En l’espèce, la société DIV rappelle qu’elle a, dès le 30 janvier 2019, attiré l’attention de M.'[M] sur la situation lui rappelant par lettre recommandée du 30 janvier 2019′:
– qu’elle avait accepté le 19 décembre 2018, de rapatrier le véhicule sur le site de Theix afin de pouvoir démonter la culasse avec son accord et ainsi pouvoir établir un diagnostic précis,
– qu’il était établi que des corps étrangers étaient passés dans les chambres de combustion des quatre cylindres,
– que la présence de ces corps était sans lien avec ses interventions,
– qu’elle ne participera pas financièrement à la remise en état du véhicule dont une estimation avait toutefois été effectuée (12 400 euros TTC environ),
– que le constructeur pourrait envisager d’étudier une demande à condition de justifier des entretiens des 110’000, 150’000 et 190’000 km,
– qu’enfin faute d’accord sous huit semaines sur la réparation, elle se réservait le droit de facturer des frais de parc, à hauteur de 10 euros HT par jour de présence calendaire.
Il est constant que M. [M] a fait procéder dans les jours qui ont suivi à une expertise contradictoire (réunions les 26 février et 4 mars 2019) par un expert d’assurances, M. [S], lequel a déposé son rapport le 24 juin 2019, mettant en cause la responsabilité de l’un ou de l’autre des garagistes, que toutefois dès la réunion du 4 mars, la société DIV a confirmé qu’elle contestait toute responsabilité.

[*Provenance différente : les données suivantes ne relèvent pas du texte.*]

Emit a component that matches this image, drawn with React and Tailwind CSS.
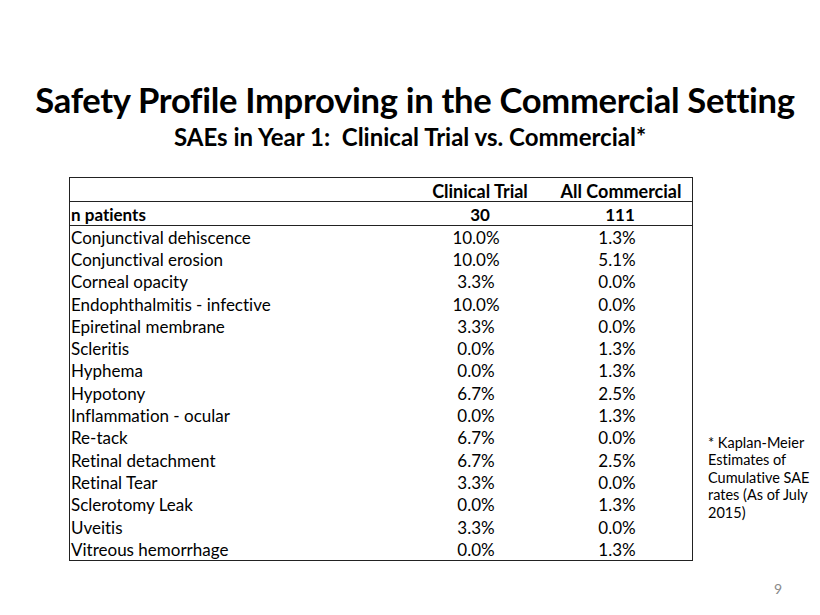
import React from 'react';

const ROWS = [
  ['Conjunctival dehiscence', '10.0%', '1.3%'],
  ['Conjunctival erosion', '10.0%', '5.1%'],
  ['Corneal opacity', '3.3%', '0.0%'],
  ['Endophthalmitis - infective', '10.0%', '0.0%'],
  ['Epiretinal membrane', '3.3%', '0.0%'],
  ['Scleritis', '0.0%', '1.3%'],
  ['Hyphema', '0.0%', '1.3%'],
  ['Hypotony', '6.7%', '2.5%'],
  ['Inflammation - ocular', '0.0%', '1.3%'],
  ['Re-tack', '6.7%', '0.0%'],
  ['Retinal detachment', '6.7%', '2.5%'],
  ['Retinal Tear', '3.3%', '0.0%'],
  ['Sclerotomy Leak', '0.0%', '1.3%'],
  ['Uveitis', '3.3%', '0.0%'],
  ['Vitreous hemorrhage', '0.0%', '1.3%'],
];

export default function App() {
  return (
    <div
      className="w-[820px] h-[615px] bg-white text-black flex flex-col overflow-hidden [font-variant-ligatures:none]"
      style={{ fontFamily: 'Lato, "Open Sans", sans-serif' }}
    >
      {/* Titles */}
      <div className="pt-[80px] flex flex-col items-center">
        <h1 className="ml-[10px] text-[34.6px] leading-[40px] font-bold tracking-[-0.3px]">
          Safety Profile Improving in the Commercial Setting
        </h1>
        <h2 className="mt-[2px] text-[24px] leading-[30px] font-bold whitespace-pre">
          SAEs in Year 1:  Clinical Trial vs. Commercial*
        </h2>
      </div>

      {/* Table + footnote */}
      <div className="mt-[25px] flex items-end">
        <div className="ml-[69px] w-[624px] border-[1.5px] border-[#222] text-[17px]">
          <div className="grid grid-cols-[340px_140px_1fr] h-[24px] items-center border-b border-[#222] font-bold text-[18px]">
            <div />
            <div className="text-center">Clinical Trial</div>
            <div className="text-center">All Commercial</div>
          </div>
          <div className="grid grid-cols-[340px_140px_1fr] h-[24px] items-center border-b border-[#222] font-bold">
            <div className="pl-[1px]">n patients</div>
            <div className="text-center">30</div>
            <div className="text-center pr-[2px]">111</div>
          </div>
          {ROWS.map(([name, trial, comm]) => (
            <div key={name} className="grid grid-cols-[340px_140px_1fr] h-[22.3px] items-center leading-none">
              <div className="pl-[1px]">{name}</div>
              <div className="text-center pr-[8px]">{trial}</div>
              <div className="text-center pr-[8px]">{comm}</div>
            </div>
          ))}
        </div>
        <div className="ml-[15px] mb-[40px] text-[14.5px] leading-[17.5px] whitespace-nowrap">
          * Kaplan-Meier<br />
          Estimates of<br />
          Cumulative SAE<br />
          rates (As of July<br />
          2015)
        </div>
      </div>

      <div className="mt-auto mb-[16px] ml-[774px] text-[14px] text-[#8a8a8a]">9</div>
    </div>
  );
}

M. [M] a attendu près de deux ans pour assigner, en avril 2021, en responsabilité les deux garagistes.
Entre temps, le 24 mai 2019, la société DIV a pris acte de ce que M. [M] n’avait pas pris position sur la réparation de son véhicule et lui a adressé une première facture de 1’130 euros HT soit 1’356 euros TTC, correspondant à 113 jours de gardiennage de son véhicule. Plusieurs factures ont suivi pour les périodes écoulées jusqu’au 8 septembre 2021, pour un montant total de 11’424 euros TTC (952 jours) que le tribunal a retenu.
Le contexte commercial de ce dossier et la position connue de la société DIV dès le mois de janvier 2021 excluaient le remisage gratuit et illimité du véhicule. Le moyen de réformation allégué n’apparaît dès lors pas sérieux. La demande d’arrêt de l’exécution provisoire ne peut dès lors qu’être rejetée.
Il convient cependant de cantonner l’exécution provisoire à la somme de 10’000 euros étant relevé que la société DIV avait laissé huit semaines à M. [M] pour se positionner (laissant entendre qu’elle ferait grâce de ces huit semaines) et avait indiqué de manière ambiguë qu’elle se réservait le droit de facturer ce qui ne signifie pas qu’elle facturerait immédiatement. La facturation paraît donc justifiée seulement à compter de la fin mai 2019.
Partie succombante, M. [M] supportera la charge des dépens.
Les circonstances de l’espèce ne justifient pas l’application des dispositions de l’article 700 du code de procédure civile.
PAR CES MOTIFS :
Statuant par ordonnance rendue réputée contradictoirement :
Vu l’article 514-3 du code de procédure civile’:
Déclarons recevable la demande d’arrêt de l’exécution provisoire présentée par M. [N] [M].
Rejetons cette demande.
Cantonnons les effets de l’exécution provisoire s’agissant des frais de gardiennage à la somme de 10’000 euros TTC.
Condamnons M. [N] [M] aux dépens.
Rejetons les demandes fondées sur les dispositions de l’article 700 du code de procédure civile.